[Goal of the exercise]
Leave the pictures out. Return all other data exactly.

[Source excerpt]
╭──

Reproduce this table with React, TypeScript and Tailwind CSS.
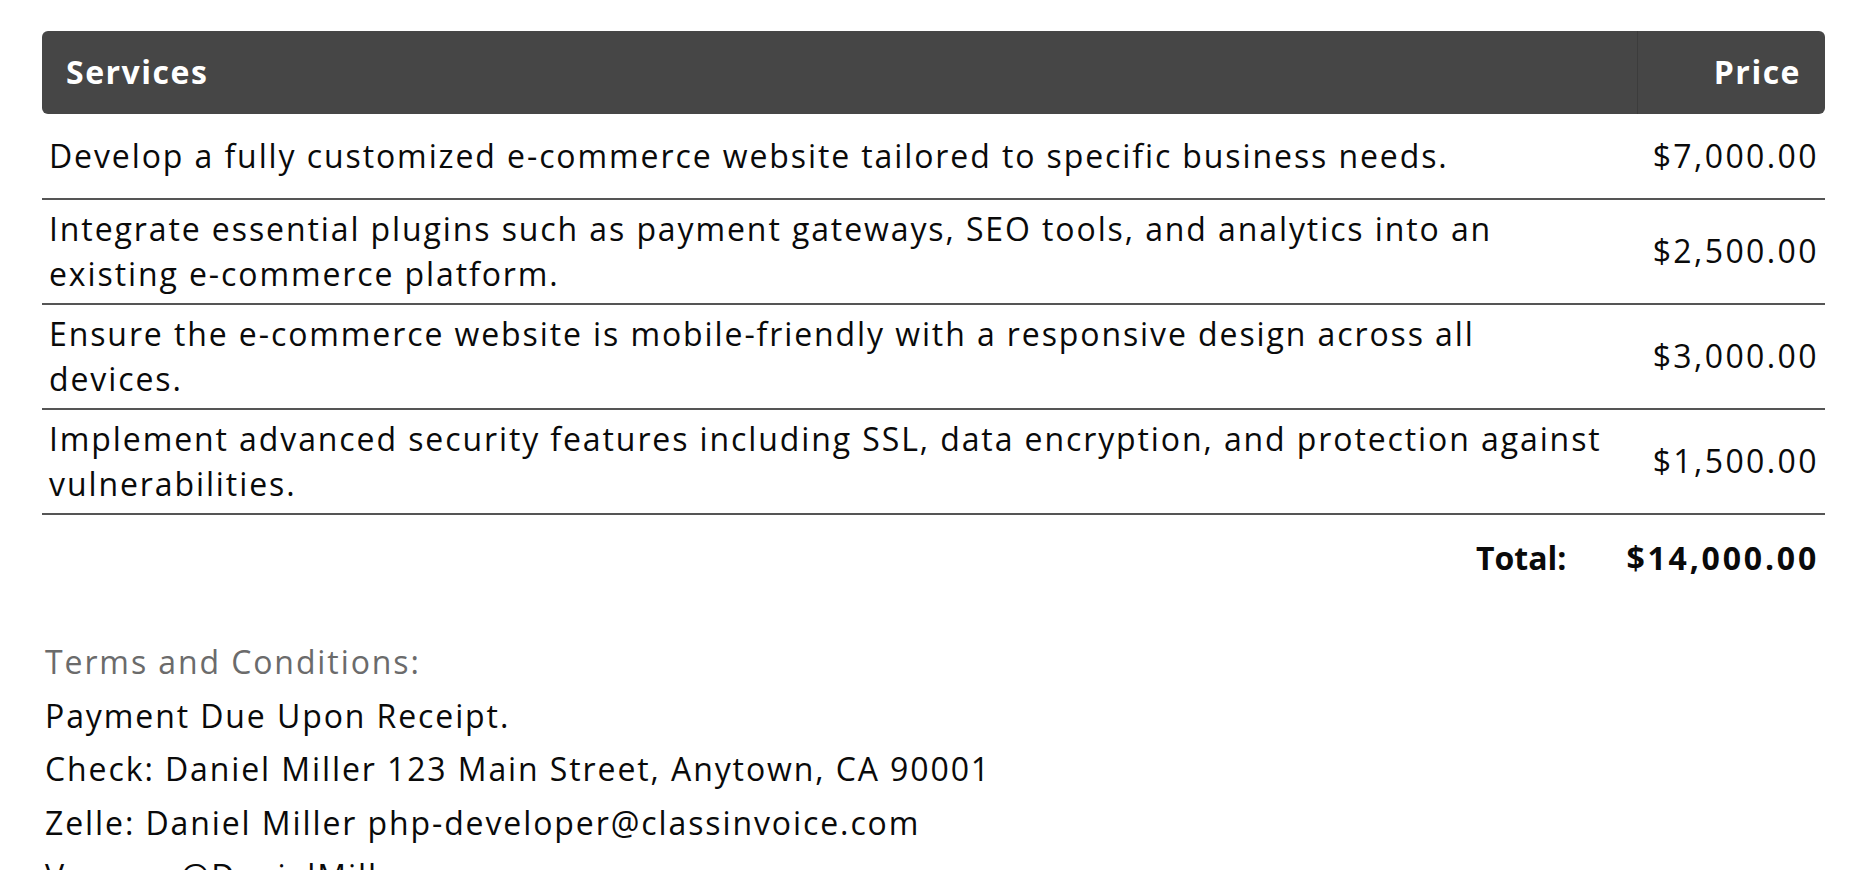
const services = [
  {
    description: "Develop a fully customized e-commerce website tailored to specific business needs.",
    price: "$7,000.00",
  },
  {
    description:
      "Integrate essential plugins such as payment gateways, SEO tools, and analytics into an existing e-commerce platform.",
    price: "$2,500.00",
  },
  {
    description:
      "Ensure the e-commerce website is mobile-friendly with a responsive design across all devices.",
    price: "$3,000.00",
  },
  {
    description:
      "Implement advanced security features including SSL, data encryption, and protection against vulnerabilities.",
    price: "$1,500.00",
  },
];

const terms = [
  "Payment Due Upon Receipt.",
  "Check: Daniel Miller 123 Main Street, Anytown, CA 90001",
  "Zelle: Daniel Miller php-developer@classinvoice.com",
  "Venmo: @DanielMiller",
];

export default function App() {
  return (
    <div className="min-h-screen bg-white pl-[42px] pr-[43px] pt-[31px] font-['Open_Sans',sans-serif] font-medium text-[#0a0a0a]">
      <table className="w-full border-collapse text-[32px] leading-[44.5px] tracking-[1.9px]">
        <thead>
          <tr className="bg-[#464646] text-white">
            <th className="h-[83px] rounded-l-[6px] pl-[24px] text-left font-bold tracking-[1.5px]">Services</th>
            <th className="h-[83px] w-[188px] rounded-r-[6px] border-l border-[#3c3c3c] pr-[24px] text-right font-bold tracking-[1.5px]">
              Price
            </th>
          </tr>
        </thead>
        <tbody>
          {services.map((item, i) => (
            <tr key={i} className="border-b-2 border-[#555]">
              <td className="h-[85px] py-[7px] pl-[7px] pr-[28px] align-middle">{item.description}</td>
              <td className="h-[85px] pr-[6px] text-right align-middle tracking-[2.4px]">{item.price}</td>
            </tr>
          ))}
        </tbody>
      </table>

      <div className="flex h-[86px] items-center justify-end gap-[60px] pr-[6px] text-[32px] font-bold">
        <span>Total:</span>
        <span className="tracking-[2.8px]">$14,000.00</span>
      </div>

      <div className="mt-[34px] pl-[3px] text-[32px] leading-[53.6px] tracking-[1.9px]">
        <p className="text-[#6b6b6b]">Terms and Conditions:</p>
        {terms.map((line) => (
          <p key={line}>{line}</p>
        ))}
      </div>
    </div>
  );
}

╰──

[Response below]
Reproduce this table with React, TypeScript and Tailwind CSS.
const services = [
  {
    description: "Develop a fully customized e-commerce website tailored to specific business needs.",
    price: "$7,000.00",
  },
  {
    description:
      "Integrate essential plugins such as payment gateways, SEO tools, and analytics into an existing e-commerce platform.",
    price: "$2,500.00",
  },
  {
    description:
      "Ensure the e-commerce website is mobile-friendly with a responsive design across all devices.",
    price: "$3,000.00",
  },
  {
    description:
      "Implement advanced security features including SSL, data encryption, and protection against vulnerabilities.",
    price: "$1,500.00",
  },
];

const terms = [
  "Payment Due Upon Receipt.",
  "Check: Daniel Miller 123 Main Street, Anytown, CA 90001",
  "Zelle: Daniel Miller php-developer@classinvoice.com",
  "Venmo: @DanielMiller",
];

export default function App() {
  return (
    <div className="min-h-screen bg-white pl-[42px] pr-[43px] pt-[31px] font-['Open_Sans',sans-serif] font-medium text-[#0a0a0a]">
      <table className="w-full border-collapse text-[32px] leading-[44.5px] tracking-[1.9px]">
        <thead>
          <tr className="bg-[#464646] text-white">
            <th className="h-[83px] rounded-l-[6px] pl-[24px] text-left font-bold tracking-[1.5px]">Services</th>
            <th className="h-[83px] w-[188px] rounded-r-[6px] border-l border-[#3c3c3c] pr-[24px] text-right font-bold tracking-[1.5px]">
              Price
            </th>
          </tr>
        </thead>
        <tbody>
          {services.map((item, i) => (
            <tr key={i} className="border-b-2 border-[#555]">
              <td className="h-[85px] py-[7px] pl-[7px] pr-[28px] align-middle">{item.description}</td>
              <td className="h-[85px] pr-[6px] text-right align-middle tracking-[2.4px]">{item.price}</td>
            </tr>
          ))}
        </tbody>
      </table>

      <div className="flex h-[86px] items-center justify-end gap-[60px] pr-[6px] text-[32px] font-bold">
        <span>Total:</span>
        <span className="tracking-[2.8px]">$14,000.00</span>
      </div>

      <div className="mt-[34px] pl-[3px] text-[32px] leading-[53.6px] tracking-[1.9px]">
        <p className="text-[#6b6b6b]">Terms and Conditions:</p>
        {terms.map((line) => (
          <p key={line}>{line}</p>
        ))}
      </div>
    </div>
  );
}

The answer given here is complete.